Chef’s colorful history contributes to Chef Wars win

Biola Chef Wars winner, John Rose, shares how his fascinating past with curious Biola students.


John Buchanan

Sophomore Geoffrey Knopf, junior Matt Gugel, and freshman Brian Lee decide on who to vote for. | John Buchanan/THE CHIMES

Nicole Foy, Writer

Sophomore Geoffrey Knopf, junior Matt Gugel, and freshman Brian Lee decide on who to vote for. | John Buchanan/THE CHIMES

At a university where almost every professor, staff member and student has an interesting backstory, “Chef Wars” winner and Bon Appétit Biola executive chef John Rose’s surprising history stands among the greatest.

Because he grew up helping in the family pub and restaurant in Bradford — a city in Yorkshire, England — Rose likes to say that he was born into the food business. However, Rose didn’t rely only on his experience in the family restaurant for his culinary training; instead, he decided to join the Merchant Marines as an assistant chef.

“By the time I was 20, I had completed three circumferences of the globe,” Rose said.

Some of his most memorable experiences include cooking for movie stars Elizabeth Taylor and Richard Burton, who frequently sailed on Rose’s ship.

Chicken and waffles wins the war

After a quick glance at Rose’s stunning resume, which includes nine years on staff with Bon Appétit, one would correctly assume that Rose’s repertoire is likely overflowing with exotic foods.
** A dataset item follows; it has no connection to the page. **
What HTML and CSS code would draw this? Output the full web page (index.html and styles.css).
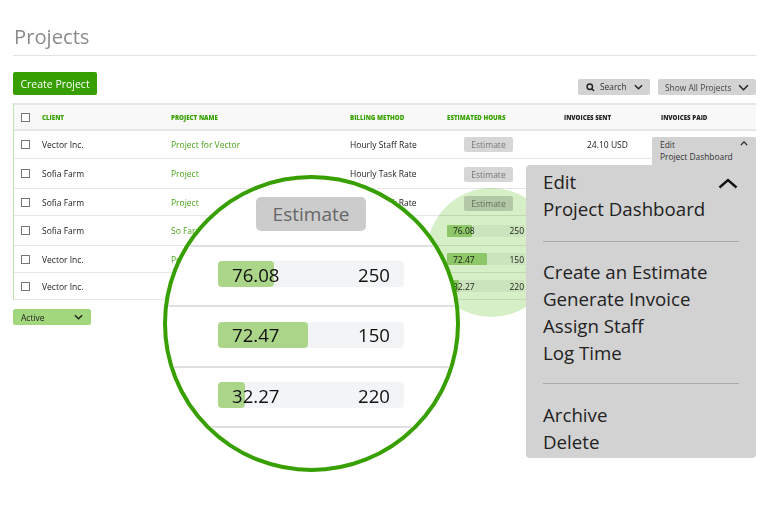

Anyone who didn’t attend Thursday night’s Chef Wars in the Cafeteria would wonder just which culinary marvel helped Rose beat out his competitors from other universities the SoCal area.

It was chicken and waffles, actually.

Chicken and waffles might seem like a strange choice — especially in comparison to what the other chefs brought to the table, like the Spicy Ahi Tuna dish Executive Chef Anthony Behcomo of Vanguard University presented. However, instead of choosing to wow with elaborate delicacies, Rose and his staff decided to focus specifically on what the students wanted to eat.

“We kind of researched a little bit, made sure that we were giving different stuff … that was not on the menu everyday,” Rose said. “Why [chicken and waffles] is popular I will never know.”

Rose’s appeal to popular opinion paid off, both in competition results and student feedback. Sophomore Molly Folkert, a math major, was excited that the chefs were paying closer attention to what students actually wanted; fifth-year biblical studies major David Lonzanida enjoyed the chance to try something different from standard Caf food.

A personalized dining experience

Although Rose may no longer serve food to movie stars, he still tries to give Biolans the five-star treatment. He doesn’t restrict this attention to competitions like Chef Wars. Since he started working at Biola last February, he has made a point to interact with students daily and form relationships in order to encourage feedback and student involvement.

“I try to walk around as much as I can during lunch, and some [students] know me now and say hello,” Rose said. “I welcome people to let me know if there is anything we can do to improve the service.”

Rose believes that his main priority as the executive chef is to meet students’ needs to the best of his staff’s ability. This means reading and considering every request, even the unusual ones.

“We do everything we can to accommodate everybody,” Rose said. “We are here to please and we want to make people happy.”